The radio ministry grew in early 1999. As KIHM set out to expand and began its transformation into Immaculate Heart Radio, it also sought a stronger signal in the Reno area. It got that when it swapped frequencies with Universal Broadcasting-owned KQLO (920 AM), which had been a Spanish-language outlet since 1995. Immaculate Heart bought the 920 facility and moved its programming there; Universal leased the 1590 frequency from the Thomas Aquinas School, with the option to buy. This option was exercised four years later when Universal purchased KQLO outright from Immaculate Heart Radio.
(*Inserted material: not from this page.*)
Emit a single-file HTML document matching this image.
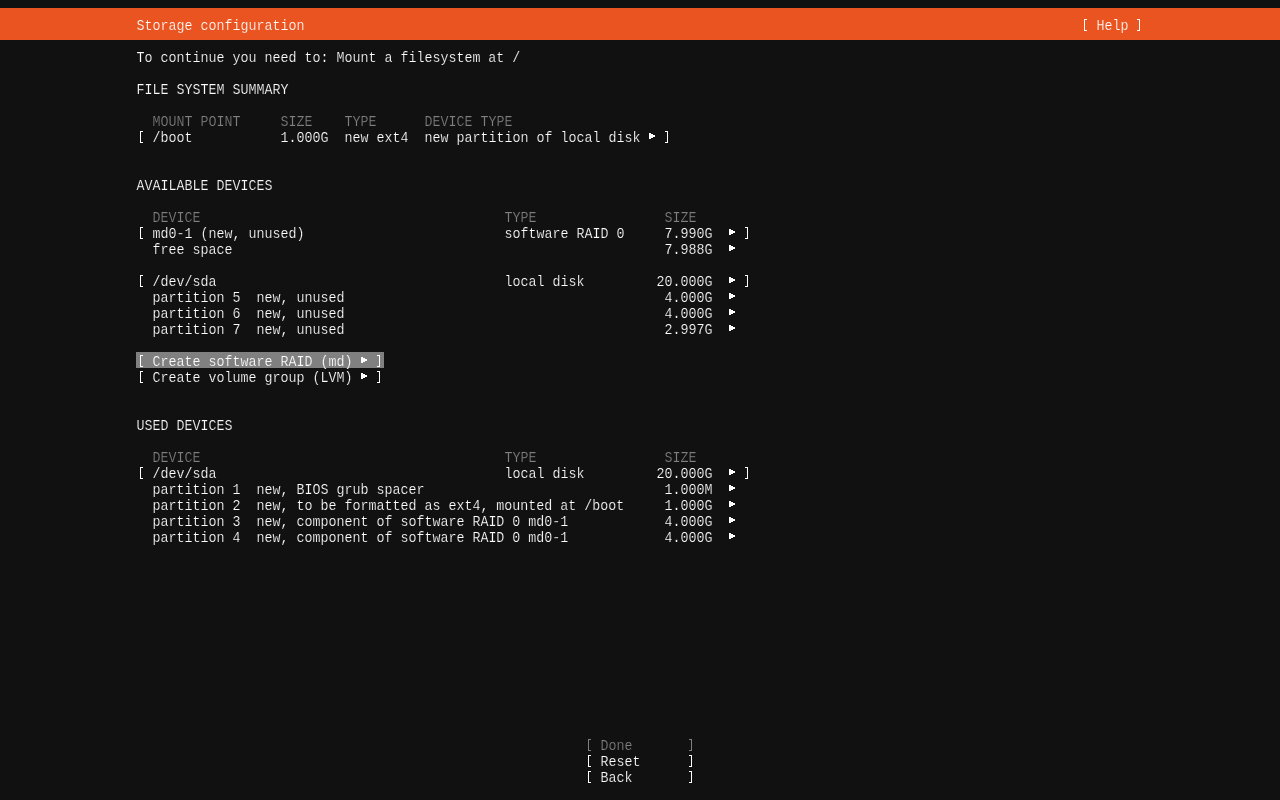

===Bankruptcy, Jireh sale and closure===
Radio Universal moved its studios to Reno's Park Lane Mall in October 2005; Universal owner Bart Liriano Chávez also owned a record store at the mall. However, soon after, the station's finances deteriorated. In March 2007, Universal filed for bankruptcy protection, listing assets of less than $10,000 but $40,000 in debts to the Internal Revenue Service and $6,000 to performing rights organization Broadcast Music, Inc. The Chapter 11 proceeding was converted to Chapter 7 in late 2008. The station was sold to Jireh Media; the Federal Communications Commission (FCC) fined bankruptcy trustee Anabelle Savage $4,000 for an unauthorized transfer of control in connection with a lease deal.

Jireh programmed its own talk format, "Innovación 1590", on KQLO. However, the station went silent for good on October 21, 2011, when it was evicted by the owner of the transmitter site.

On September 30, 2013, the FCC informed the licensee that KQLO's license had expired on October 13, 2012, due to having been silent for the preceding twelve months. The FCC simultaneously deleted the KQLO call sign from its database.